I was reborn last week on the other side of the Atlantic.

I've traveled before, even to London, but I have never lived outside of America. And I have moved before, even across the country, but never this far and this suddenly. I feel almost as though the yesterdays only go back to this past Wednesday, when I stepped off the plane – short on sleep, unclear on the hour – and found this new world a blooming, buzzing confusion demanding to be understood. If I were a bit younger, we would call this experience a birth.

Despite claims to the contrary, the U.K. is a deeply similar country to the U.S. We share a language and culture; we share a tradition of individualist values and enlightenment principles; and both of us take a rather pragmatic approach to life. I feel very welcome here – more even than I did in America – perhaps because this country chose me as much as I chose it.

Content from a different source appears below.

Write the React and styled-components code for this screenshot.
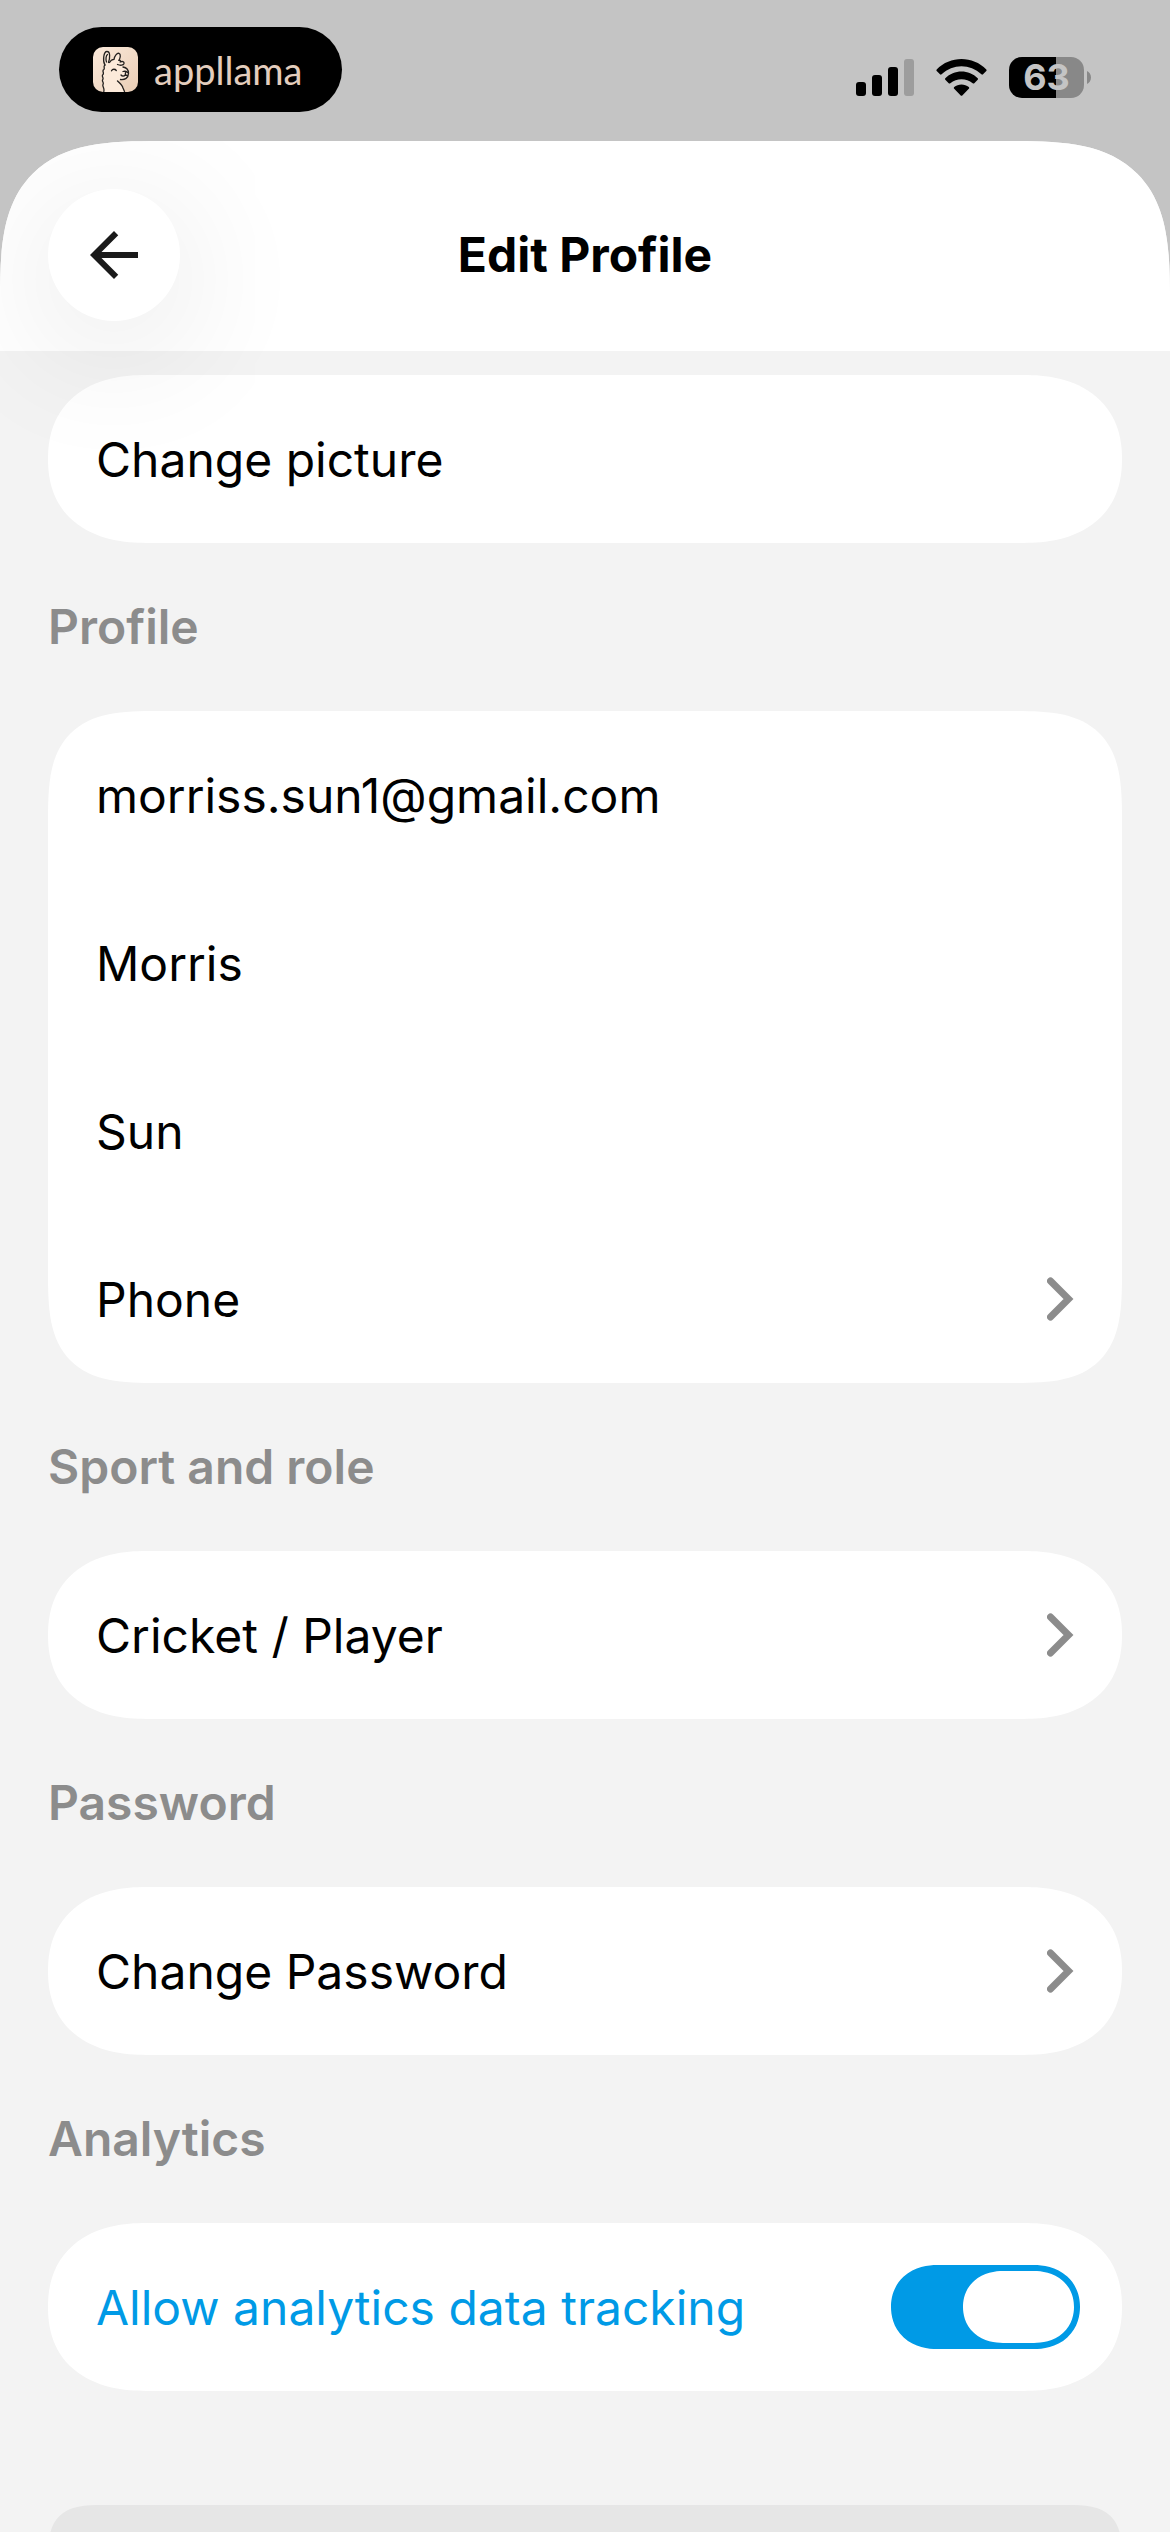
import React, { useState } from "react";
import styled, { createGlobalStyle, css } from "styled-components";

const GlobalStyle = createGlobalStyle`
    * {
        box-sizing: border-box;
    }
    body {
        margin: 0;
        background-color: #c4c4c4;
        font-family: "Inter", "Liberation Sans", sans-serif;
        font-size: 48px;
        color: #000;
    }
    button, input {
        font: inherit;
        color: inherit;
    }
`;

const Screen = styled.div`
    display: flex;
    flex-direction: column;
    height: 100vh;
    overflow: hidden;
`;

const StatusBar = styled.div`
    display: flex;
    flex-shrink: 0;
    align-items: flex-start;
    justify-content: space-between;
    height: 141px;
    padding: 27px 79px 0 59px;
`;

const Island = styled.div`
    display: flex;
    align-items: center;
    gap: 16px;
    width: 283px;
    height: 85px;
    padding-left: 34px;
    border-radius: 43px;
    background-color: #000;
`;

const Wordmark = styled.span`
    font-family: "Lato", sans-serif;
    font-size: 38px;
    line-height: 40px;
    color: #e3cdbd;
`;

const StatusIcons = styled.div`
    display: flex;
    align-items: center;
    gap: 22px;
    padding-top: 30px;
`;

const BatteryWrap = styled.div`
    display: flex;
    align-items: center;
    gap: 3px;
`;

const BatteryBody = styled.div`
    display: flex;
    align-items: center;
    justify-content: center;
    width: 75px;
    height: 41px;
    border-radius: 13px;
    background: linear-gradient(to right, #000 63%, #888 63%);
    font-size: 36px;
    font-weight: 700;
    line-height: 41px;
    color: #c4c4c4;
`;

// Corners are iOS style continuous ones, plain round where the browser has no corner-shape
const Sheet = styled.main`
    display: flex;
    flex: 1;
    flex-direction: column;
    min-height: 0;
    overflow: hidden;
    border-radius: 108px 108px 0 0;
    background-color: #f3f3f3;
    @supports (corner-shape: superellipse(1.6)) {
        border-radius: 160px 160px 0 0;
        corner-shape: superellipse(1.6);
    }
`;

const Header = styled.header`
    position: relative;
    z-index: 1;
    display: grid;
    flex-shrink: 0;
    grid-template-columns: 132px 1fr 132px;
    align-items: center;
    padding: 48px 48px 30px;
    background-color: #fff;
`;

const BackButton = styled.button`
    display: flex;
    align-items: center;
    justify-content: center;
    width: 132px;
    height: 132px;
    padding: 0;
    border: none;
    border-radius: 50%;
    background-color: #fff;
    box-shadow: 0 24px 144px rgba(0, 0, 0, 0.12);
`;

const Title = styled.h1`
    margin: 0;
    font-size: 48px;
    font-weight: 700;
    line-height: 60px;
    text-align: center;
`;

const Content = styled.div`
    display: flex;
    flex: 1;
    flex-direction: column;
    min-height: 0;
    padding: 24px 48px;
    overflow: hidden;
`;

const SectionTitle = styled.h2`
    display: flex;
    flex-shrink: 0;
    align-items: center;
    height: 168px;
    margin: 0;
    font-size: 48px;
    font-weight: 600;
    line-height: 60px;
    color: #8c8c8c;
`;

const Card = styled.div`
    flex-shrink: 0;
    overflow: hidden;
    border-radius: 78px;
    background-color: #fff;
    @supports (corner-shape: superellipse(1.3)) {
        border-radius: ${({ $single }) => ($single ? "98px / 84px" : "110px")};
        corner-shape: superellipse(${({ $single }) => ($single ? 1.2 : 1.6)});
    }
`;

const rowStyle = css`
    display: flex;
    align-items: center;
    justify-content: space-between;
    width: 100%;
    height: 168px;
    padding: 0 48px;
    border: none;
    background: none;
    text-align: left;
`;

const RowButton = styled.button`
    ${rowStyle}
`;

const RowInput = styled.input`
    ${rowStyle}
    outline: none;
`;

const ToggleRow = styled.label`
    ${rowStyle}
    padding-right: 42px;
    color: #009ae6;
`;

const Toggle = styled.input`
    display: flex;
    flex-shrink: 0;
    align-items: center;
    justify-content: flex-start;
    width: 189px;
    height: 84px;
    margin: 0;
    padding: 6px;
    appearance: none;
    border-radius: 42px;
    background-color: #c4c4c4;
    @supports (corner-shape: superellipse(1.1)) {
        border-radius: 46px / 42px;
        corner-shape: superellipse(1.1);
    }

    &:checked {
        justify-content: flex-end;
        background-color: #009ae6;
    }

    &::before {
        content: "";
        width: 111px;
        height: 72px;
        border-radius: 36px;
        background-color: #fff;
        @supports (corner-shape: superellipse(1.1)) {
            border-radius: 40px / 36px;
            corner-shape: superellipse(1.1);
        }
    }
`;

const SaveButton = styled.button`
    flex-shrink: 0;
    height: 168px;
    margin-top: 114px;
    border: none;
    border-radius: 36px;
    background-color: #e6e6e6;
    @supports (corner-shape: superellipse(1.6)) {
        border-radius: 55px;
        corner-shape: superellipse(1.6);
    }
`;

const LlamaIcon = () => (
    <svg width="45" height="45" viewBox="0 0 45 45" fill="none" aria-hidden="true">
        <defs>
            <linearGradient id="tile" x1="0" y1="0" x2="1" y2="1">
                <stop offset="0" stopColor="#fbeadb" />
                <stop offset="1" stopColor="#e9cdb5" />
            </linearGradient>
        </defs>
        <rect width="45" height="45" rx="10" fill="url(#tile)" />
        <path
            d="M10 45L10 22L12 18Q9.500 5 14 4.500Q18.500 5 16.500 15L21 12Q24 5 27 7Q28 9 26 13L31 15L30 20Q35.500 22 35.500 26Q35 32 28 33L24 33.500Q29 38 31.500 45z"
            fill="#fceada"
        />
        <g stroke="#24211f" strokeWidth="1.300" strokeLinecap="round" strokeLinejoin="round">
            <path d="M12 18C9.500 14 10.500 4.500 14 4.500C17.500 4.500 17 11 15.500 15.500M13.500 15C12.500 12 13 8.500 14.500 7.500" />
            <path d="M16.500 15.500C17.500 13.500 19 12.500 21 12.300C21.500 9 24 5.800 26 6.300C28.200 7 27.200 11 26 13.300" />
            <path d="M26 13.300C27.500 13 27.800 14.500 27.200 15C29 14 31.500 14.500 31 16.500C30.500 18.300 27.500 18.800 24.500 17.500" />
            <path d="M12 18C9.800 19.500 12.300 21 10.800 22.500C8.500 24 11.500 25.500 10 27.500C8 29 11 30.500 9.800 32.500C8.300 34 11.300 35.500 10 37.500C9 39.500 11.800 40.500 10.800 44.500" />
            <path d="M18.500 23.800C19.500 21.800 22 21.800 23.300 23.500" />
            <path d="M30 20C33.500 20.500 35.500 23 35.500 26.500C35.300 31 32 33 27.500 32.500M30 24.500C31.500 24 33.500 24.500 34.500 25.500M32.500 25.500L32.300 28C31 29.500 29 29.300 28 28M32.300 28L34.500 28.500" />
            <path d="M24.500 34C28 37 29.500 38.500 30 41L31.500 44.500" />
        </g>
    </svg>
);

const SignalIcon = () => (
    <svg width="58" height="37" viewBox="0 0 58 37" aria-hidden="true">
        <rect x="0" y="23" width="10" height="14" rx="3" />
        <rect x="16" y="16" width="10" height="21" rx="3" />
        <rect x="32" y="8" width="10" height="29" rx="3" />
        <rect x="48" y="0" width="10" height="37" rx="3" fill="#9d9d9d" />
    </svg>
);

const WifiIcon = () => (
    <svg width="51" height="37" viewBox="0 0 51 37" aria-hidden="true">
        <path d="M0.700 10.500C14-3.500 37-3.500 50.300 10.500Q51 11.300 50.300 12L47 15.300Q46.200 16 45.400 15.300C34 4.600 17 4.600 5.600 15.300Q4.800 16 4 15.300L0.700 12Q0 11.300 0.700 10.500z" />
        <path d="M9.300 19.300C18 10.300 33 10.300 41.700 19.300Q42.400 20 41.700 20.800L38.300 24.200Q37.500 25 36.700 24.200C30.300 18.800 20.700 18.800 14.300 24.200Q13.500 25 12.700 24.200L9.300 20.800Q8.600 20 9.300 19.300z" />
        <path d="M18.200 28.100C22.200 24.500 28.800 24.500 32.800 28.100Q33.600 28.900 32.800 29.700L26.300 36.400Q25.500 37.200 24.700 36.400L18.200 29.700Q17.400 28.900 18.200 28.100z" />
    </svg>
);

const BatteryCap = () => (
    <svg width="4" height="13" viewBox="0 0 4 13" fill="#888" aria-hidden="true">
        <path d="M0 0c2 1 4 3 4 6.500S2 12 0 13z" />
    </svg>
);

const BackIcon = () => (
    <svg width="48" height="48" viewBox="0 0 16 16" fill="#1a1a1a" aria-hidden="true">
        <path d="M16 7H3.830l5.590-5.590L8 0 0 8l8 8 1.410-1.410L3.830 9H16V7z" />
    </svg>
);

const Chevron = () => (
    <svg width="27" height="44" viewBox="0 0 27 44" fill="none" aria-hidden="true">
        <path d="M3.500 4l18 18-18 18" stroke="#8c8c8c" strokeWidth="7" strokeLinecap="round" />
    </svg>
);

const LinkRow = ({ text }) => (
    <Card $single>
        <RowButton type="button">
            {text}
            <Chevron />
        </RowButton>
    </Card>
);

export default () => {
    const [email, setEmail] = useState("morriss.sun1@gmail.com");
    const [firstName, setFirstName] = useState("Morris");
    const [lastName, setLastName] = useState("Sun");
    const [tracking, setTracking] = useState(true);

    return (
        <Screen>
            <GlobalStyle />
            <StatusBar>
                <Island>
                    <LlamaIcon />
                    <Wordmark>appllama</Wordmark>
                </Island>
                <StatusIcons>
                    <SignalIcon />
                    <WifiIcon />
                    <BatteryWrap>
                        <BatteryBody>63</BatteryBody>
                        <BatteryCap />
                    </BatteryWrap>
                </StatusIcons>
            </StatusBar>
            <Sheet>
                <Header>
                    <BackButton type="button" aria-label="Back">
                        <BackIcon />
                    </BackButton>
                    <Title>Edit Profile</Title>
                </Header>
                <Content>
                    <Card $single>
                        <RowButton type="button">Change picture</RowButton>
                    </Card>

                    <SectionTitle>Profile</SectionTitle>
                    <Card>
                        <RowInput type="email" aria-label="Email" value={email} onChange={e => setEmail(e.target.value)} />
                        <RowInput type="text" aria-label="First name" value={firstName} onChange={e => setFirstName(e.target.value)} />
                        <RowInput type="text" aria-label="Last name" value={lastName} onChange={e => setLastName(e.target.value)} />
                        <RowButton type="button">
                            Phone
                            <Chevron />
                        </RowButton>
                    </Card>

                    <SectionTitle>Sport and role</SectionTitle>
                    <LinkRow text="Cricket / Player" />

                    <SectionTitle>Password</SectionTitle>
                    <LinkRow text="Change Password" />

                    <SectionTitle>Analytics</SectionTitle>
                    <Card $single>
                        <ToggleRow>
                            Allow analytics data tracking
                            <Toggle type="checkbox" checked={tracking} onChange={e => setTracking(e.target.checked)} />
                        </ToggleRow>
                    </Card>

                    <SaveButton type="button" aria-label="Save" />
                </Content>
            </Sheet>
        </Screen>
    );
};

Yet, the superficial differences matter a lot. When I cross the street, I fervently glance back and forth in both directions because I am never confident I can predict the direction of the traffic correctly. When I speak, I am torn between using my foreign American words ("guy" as an informal general term for a male person) versus inauthentic British ones ("chap"), pronounced inevitably in my uncouth Wisconsin accent. When I write an email, do I use the British convention ("Tuesday 4th") or the American one ("Tuesday the 4th")? Is an undenominated weight in pounds or kilograms – and how can I check? – and is 16º C warm enough that I don't need a coat? Never since I was a child has it been such a struggle to do such simple, everyday things.

I love America, or at least what it stands for, but I have always felt like something of a stranger there. Perhaps this is why I have so much empathy for immigrants: Not only do I like them, but I've long felt like one. A gay, nerdy oddball in the rural midwest; a country boy in Chicago; a (relatively) poor kid at Yale. Every person is unique and uniqueness is alienating; everyone must experience this to a greater or lesser extent. But I think I am more the odd duck than most. While no doubt I will continue to experience this here in the U.K., it is freeing to have a fresh start in a place with so much shared culture yet so little shared experience. In such a place, the price of being an oddball goes down.

It's a classic dialectic. I feel constantly unsure of what I am doing. Yet in some ways I feel more at home here in London than in my own country. It's difficult to understand, and I suppose this is why so much has been written about authenticity and identity and alienation and all that. What I do know is this: I'll be truly a Briton once I can call a guy, without hesitation, a "chap."